--- Start of INFORMATION PROVIDED ---
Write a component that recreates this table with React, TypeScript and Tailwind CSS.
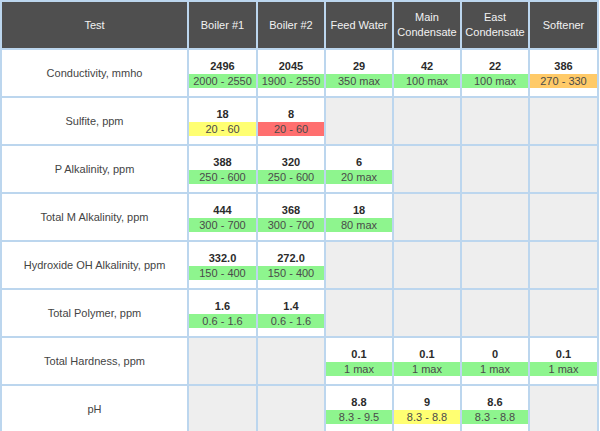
type Tone = 'g' | 'y' | 'r' | 'o';
type Reading = { value: string; range: string; tone?: Tone } | null;

const columns = ['Boiler #1', 'Boiler #2', 'Feed Water', 'Main Condensate', 'East Condensate', 'Softener'];

const rows: { test: string; cells: Reading[] }[] = [
  {
    test: 'Conductivity, mmho',
    cells: [
      { value: '2496', range: '2000 - 2550' },
      { value: '2045', range: '1900 - 2550' },
      { value: '29', range: '350 max' },
      { value: '42', range: '100 max' },
      { value: '22', range: '100 max' },
      { value: '386', range: '270 - 330', tone: 'o' },
    ],
  },
  {
    test: 'Sulfite, ppm',
    cells: [
      { value: '18', range: '20 - 60', tone: 'y' },
      { value: '8', range: '20 - 60', tone: 'r' },
      null,
      null,
      null,
      null,
    ],
  },
  {
    test: 'P Alkalinity, ppm',
    cells: [
      { value: '388', range: '250 - 600' },
      { value: '320', range: '250 - 600' },
      { value: '6', range: '20 max' },
      null,
      null,
      null,
    ],
  },
  {
    test: 'Total M Alkalinity, ppm',
    cells: [
      { value: '444', range: '300 - 700' },
      { value: '368', range: '300 - 700' },
      { value: '18', range: '80 max' },
      null,
      null,
      null,
    ],
  },
  {
    test: 'Hydroxide OH Alkalinity, ppm',
    cells: [
      { value: '332.0', range: '150 - 400' },
      { value: '272.0', range: '150 - 400' },
      null,
      null,
      null,
      null,
    ],
  },
  {
    test: 'Total Polymer, ppm',
    cells: [
      { value: '1.6', range: '0.6 - 1.6' },
      { value: '1.4', range: '0.6 - 1.6' },
      null,
      null,
      null,
      null,
    ],
  },
  {
    test: 'Total Hardness, ppm',
    cells: [
      null,
      null,
      { value: '0.1', range: '1 max' },
      { value: '0.1', range: '1 max' },
      { value: '0', range: '1 max' },
      { value: '0.1', range: '1 max' },
    ],
  },
  {
    test: 'pH',
    cells: [
      null,
      null,
      { value: '8.8', range: '8.3 - 9.5' },
      { value: '9', range: '8.3 - 8.8', tone: 'y' },
      { value: '8.6', range: '8.3 - 8.8' },
      null,
    ],
  },
];

const toneClass: Record<Tone, string> = {
  g: 'bg-[#8ef58e]',
  y: 'bg-[#ffff72]',
  r: 'bg-[#ff6f6f]',
  o: 'bg-[#ffca68]',
};

function ReadingCell({ reading }: { reading: Reading }) {
  if (!reading) return <div className="bg-[#eeeeee]" />;
  return (
    <div className="bg-white pt-[9px] text-center">
      <div className="h-[15px] text-[11px] leading-[15px] font-bold text-[#2b2b2b]">{reading.value}</div>
      <div className={`h-[14px] text-[11px] leading-[14px] text-[#4a4a4a] ${toneClass[reading.tone ?? 'g']}`}>
        {reading.range}
      </div>
    </div>
  );
}

export default function App() {
  return (
    <div className="bg-white min-h-screen" style={{ fontFamily: '"Liberation Sans", Arial, sans-serif' }}>
      <div className="w-[599px] bg-[#bcd6ee] p-[2px] grid grid-cols-[185px_67px_66px_66px_66px_66px_67px] auto-rows-[46px] gap-[2px]">
        <div className="bg-[#4f4f4f] text-[#f2f2f2] text-[11px] leading-[15px] flex items-center justify-center text-center">
          Test
        </div>
        {columns.map((col) => (
          <div
            key={col}
            className="bg-[#4f4f4f] text-[#f2f2f2] text-[11px] leading-[15px] flex items-center justify-center text-center px-1"
          >
            {col}
          </div>
        ))}

        {rows.map((row) => (
          <div key={row.test} className="contents">
            <div className="bg-white text-[11px] text-[#444] flex items-center justify-center text-center">
              {row.test}
            </div>
            {row.cells.map((cell, i) => (
              <ReadingCell key={i} reading={cell} />
            ))}
          </div>
        ))}
      </div>
    </div>
  );
}
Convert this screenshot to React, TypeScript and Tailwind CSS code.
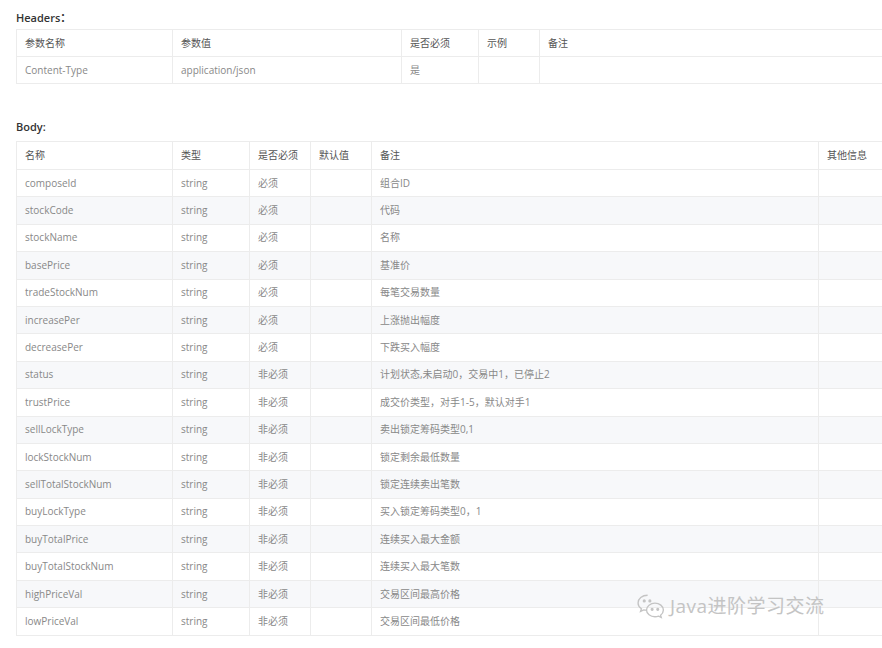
const headerCols = ["w-[156px]", "w-[229px]", "w-[77px]", "w-[61px]", "flex-1"];
const bodyCols = ["w-[156px]", "w-[77px]", "w-[61px]", "w-[61px]", "w-[447px]", "flex-1"];

const rows: [string, string, string, string][] = [
  ["composeId", "string", "必须", "组合ID"],
  ["stockCode", "string", "必须", "代码"],
  ["stockName", "string", "必须", "名称"],
  ["basePrice", "string", "必须", "基准价"],
  ["tradeStockNum", "string", "必须", "每笔交易数量"],
  ["increasePer", "string", "必须", "上涨抛出幅度"],
  ["decreasePer", "string", "必须", "下跌买入幅度"],
  ["status", "string", "非必须", "计划状态,未启动0，交易中1，已停止2"],
  ["trustPrice", "string", "非必须", "成交价类型，对手1-5，默认对手1"],
  ["sellLockType", "string", "非必须", "卖出锁定筹码类型0,1"],
  ["lockStockNum", "string", "非必须", "锁定剩余最低数量"],
  ["sellTotalStockNum", "string", "非必须", "锁定连续卖出笔数"],
  ["buyLockType", "string", "非必须", "买入锁定筹码类型0，1"],
  ["buyTotalPrice", "string", "非必须", "连续买入最大金额"],
  ["buyTotalStockNum", "string", "非必须", "连续买入最大笔数"],
  ["highPriceVal", "string", "非必须", "交易区间最高价格"],
  ["lowPriceVal", "string", "非必须", "交易区间最低价格"],
];

function Row({ cells, cols, head, alt, h }: { cells: string[]; cols: string[]; head?: boolean; alt?: boolean; h: string }) {
  return (
    <div className={`flex border-b border-[#ececec] ${h} ${alt ? "bg-[#f7f8fa]" : "bg-white"}`}>
      {cells.map((c, i) => (
        <div
          key={i}
          className={`${cols[i]} shrink-0 flex items-center px-2 border-r border-[#ececec] text-[10px] ${head ? "text-[#555]" : "text-[#888]"}`}
        >
          {c}
        </div>
      ))}
    </div>
  );
}

export default function App() {
  return (
    <div
      className="relative w-[882px] h-[648px] overflow-hidden bg-white"
      style={{ fontFamily: '"Open Sans", "Noto Sans CJK SC", sans-serif' }}
    >
      <div className="pl-4 pt-[8px] w-[900px]">
        <div className="text-[11px] font-semibold text-[#333] h-[21px] flex items-center">Headers：</div>
        <div className="border-t border-l border-[#ececec]">
          <Row h="h-[27px]" head cols={headerCols} cells={["参数名称", "参数值", "是否必须", "示例", "备注"]} />
          <Row h="h-[27px]" cols={headerCols} cells={["Content-Type", "application/json", "是", "", ""]} />
        </div>
        <div className="text-[11px] font-semibold text-[#333] mt-[33px] h-[21px] flex items-center">Body:</div>
        <div className="border-t border-l border-[#ececec] mt-[3px]">
          <Row h="h-[28px]" head cols={bodyCols} cells={["名称", "类型", "是否必须", "默认值", "备注", "其他信息"]} />
          {rows.map((r, i) => (
            <Row key={r[0]} h="h-[27.4px]" alt={i % 2 === 1} cols={bodyCols} cells={[r[0], r[1], r[2], "", r[3], ""]} />
          ))}
        </div>
      </div>
      <div className="absolute left-[636px] top-[592px] flex items-center gap-1 text-[#c4c4c4]">
        <svg width="30" height="27" viewBox="0 0 26 24" fill="none" stroke="#c4c4c4" strokeWidth="1.2">
          <path d="M10 2C5 2 1.5 5 1.5 8.8c0 2.2 1.2 4 3 5.2l-.8 2.4 2.8-1.4c1 .3 2 .4 3 .4" />
          <circle cx="7" cy="7" r=".8" fill="#c4c4c4" />
          <circle cx="12" cy="7" r=".8" fill="#c4c4c4" />
          <path d="M16.5 9c4 0 7.5 2.7 7.5 6.2 0 1.9-1 3.5-2.5 4.6l.6 2-2.3-1.2c-1 .3-2.1.5-3.3.5-4 0-7.5-2.7-7.5-6S12.5 9 16.5 9z" />
          <circle cx="14" cy="14.5" r=".8" fill="#c4c4c4" />
          <circle cx="19" cy="14.5" r=".8" fill="#c4c4c4" />
        </svg>
        <span className="text-[19px] tracking-wide">Java进阶学习交流</span>
      </div>
    </div>
  );
}
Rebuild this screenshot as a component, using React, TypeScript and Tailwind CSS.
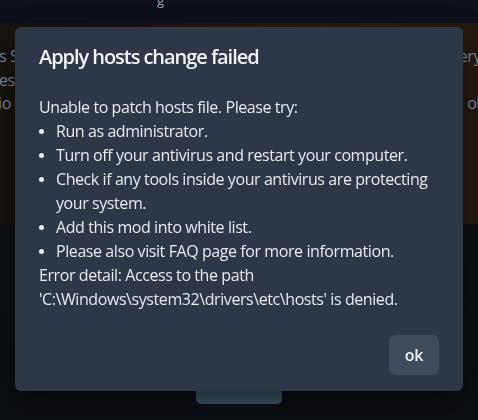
--- End of INFORMATION PROVIDED ---
[EXERCISE DESCRIPTION]
Restate only the lines running from the start of the material above through the line containing "string; range: string;", ends included. No pictures.

[RESPONSE BELOW]
Write a component that recreates this table with React, TypeScript and Tailwind CSS.
type Tone = 'g' | 'y' | 'r' | 'o';
type Reading = { value: string; range: string; tone?: Tone } | null;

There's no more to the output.